There is admittedly a lot to know, and several different places where things are documented (guide, wiki, manpages). This bit is documented in the first paragraph of "man port":

       port is designed to operate on individual or multiple ports,
       optionally within a single call, based on the requested action. If
       no action is specified the port command enters shell mode, in which
       commands are read via stdin. If no portdir or portname is specified
       for an action, the current working directory is assumed. Batch
       commands may be passed via a cmdfile. Port options are passed as
       key=value pairs and take precedence over individual portname
       options as specified in its Portfile and system-wide settings.

>> "Could not find Portfile in /Users/janke" isn't too unclear, is it?
> IMHO, that would be a nice improvement:

My point was that it already prints that. So I guess you're saying it would be clearer if we printed only that and not the other information?

Maybe we can special-case the situation where no ports are specified and the currently directory doesn't contain a Portfile and print something more helpful, like:

Error: No ports were specified and the current directory /foo/bar does not contain a Portfile

> when I'm working with the `port` command in a shell, I'm thinking in terms of port names and maybe local files; a local filesystem path is more comprehensible to me than a URL (even if it's a "file://..." URL; in theory I know what that means, but maybe not all users will, and just seeing it in URL instead of local file paths kinda throws me off, because that makes me think it's doing some networking thing that I don't understand).

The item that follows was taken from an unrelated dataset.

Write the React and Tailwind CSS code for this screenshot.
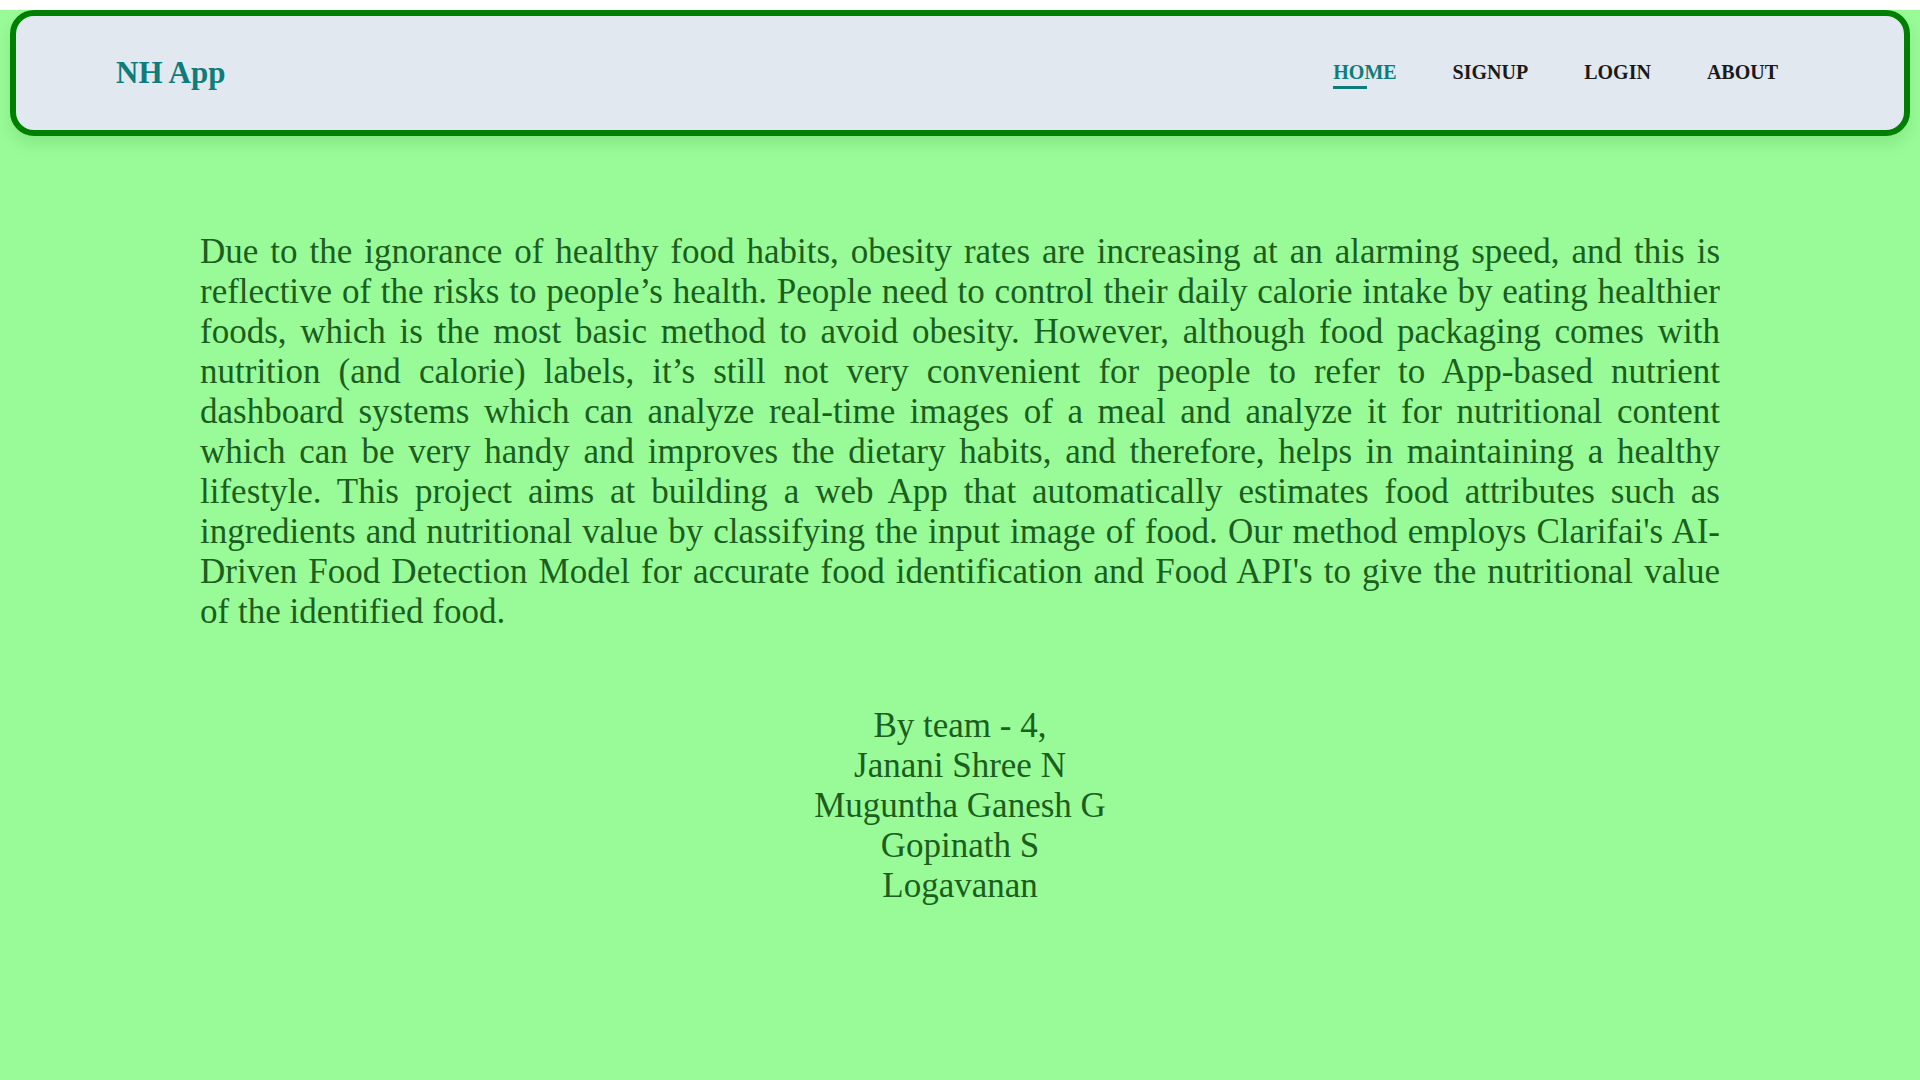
const navLinks = ["HOME", "SIGNUP", "LOGIN", "ABOUT"];

const team = [
  "By team - 4,",
  "Janani Shree N",
  "Muguntha Ganesh G",
  "Gopinath S",
  "Logavanan",
];

const Navbar = () => {
  return (
    <nav className="m-[10px] flex h-[126px] items-center justify-between rounded-[24px] border-[6px] border-[#008000] bg-[#e2e8f0] pl-[100px] pr-[126px] shadow-[0_8px_16px_rgba(0,100,0,0.12)]">
      <h1 className="text-[31px] font-bold text-[#0f7c7c]">NH App</h1>
      <ul className="-mt-[2px] flex items-center gap-[56px]">
        {navLinks.map((link, i) => (
          <li key={link} className="relative">
            <a
              href="#"
              className={
                i === 0
                  ? "text-[20px] font-bold text-[#0f7c7c]"
                  : "text-[20px] font-bold text-[#1a1a1a]"
              }
            >
              {link}
            </a>
            {i === 0 && (
              <span className="absolute left-0 top-[29px] h-[3px] w-[34px] bg-[#0f7c7c]" />
            )}
          </li>
        ))}
      </ul>
    </nav>
  );
};

export default function App() {
  return (
    <div className="min-h-screen bg-[#98fb98] pb-20 font-['Liberation_Serif',_'Times_New_Roman',_serif] text-[#1b5e20]">
      <Navbar />

      <main className="px-[200px] pt-[86px]">
        <p className="text-justify text-[35px] leading-[40px]">
          Due to the ignorance of healthy food habits, obesity rates are
          increasing at an alarming speed, and this is reflective of the risks
          to people’s health. People need to control their daily calorie intake
          by eating healthier foods, which is the most basic method to avoid
          obesity. However, although food packaging comes with nutrition (and
          calorie) labels, it’s still not very convenient for people to refer to
          App-based nutrient dashboard systems which can analyze real-time
          images of a meal and analyze it for nutritional content which can be
          very handy and improves the dietary habits, and therefore, helps in
          maintaining a healthy lifestyle. This project aims at building a web
          App that automatically estimates food attributes such as ingredients
          and nutritional value by classifying the input image of food. Our
          method employs Clarifai's AI-Driven Food Detection Model for accurate
          food identification and Food API's to give the nutritional value of
          the identified food.
        </p>

        <div className="mt-[74px] flex flex-col items-center text-[35px] leading-[40px]">
          {team.map((name) => (
            <span key={name}>{name}</span>
          ))}
        </div>
      </main>
    </div>
  );
}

I agree that the appearance of a URL there is a little unexpected. MacPorts does however have the seldom-used capability to act on a full URL, even a network URL, as in this nonsensical example:

$ port info http://www.apple.com
--->  Fetching port http://www.apple.com
Can't map the URL 'http://www.apple.com' to a port description file ("Port extract failed: tar: Error opening archive: Unrecognized archive format").
Please verify that the directory and portfile syntax are correct.
Error: Can't open URL 'http://www.apple.com' as a port
Error: Improper expression syntax while processing parameters

I'm actually not sure what kind of file MacPorts is expecting to find at such a URL. I tried just a Portfile and a gzip-compressed tarball containing a Portfile and files directory; neither worked. Maybe this feature just doesn't even work anymore. I'm not sure why MacPorts ever had this capability. MacPorts was probably designed in the early days to work on any kind of URL, and to transform local port names into file URLs internally, with the assumption that this flexibility might prove useful at some point, but I think it ended up not being needed.

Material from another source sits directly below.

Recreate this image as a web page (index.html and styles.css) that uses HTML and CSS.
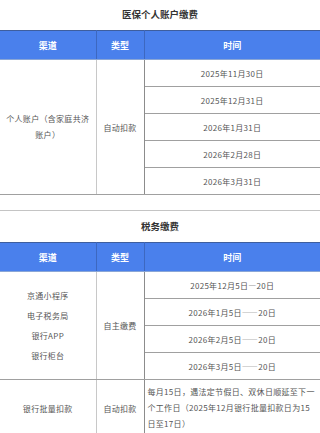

>> There's no reason to suspect that a user who doesn't specify a port meant to specify the pseudoport "outdated". I think it might not necessarily even be known at the time that the list of specified ports is processed which command that set of ports will be handed to.
> Fair enough. That might be an assumption I'm bringing with me from the Homebrew world.

What I mean is: the user might have typed "port info" or "port uninstall" or any other port command. "outdated" is not a reasonable default (or reasonable suggested value) for each of the commands. If you're saying that different port commands should have different suggested values when no port is specified, then we would have to decide what each of those would be and see if the code that prints the error message has access to the information about which command is being run.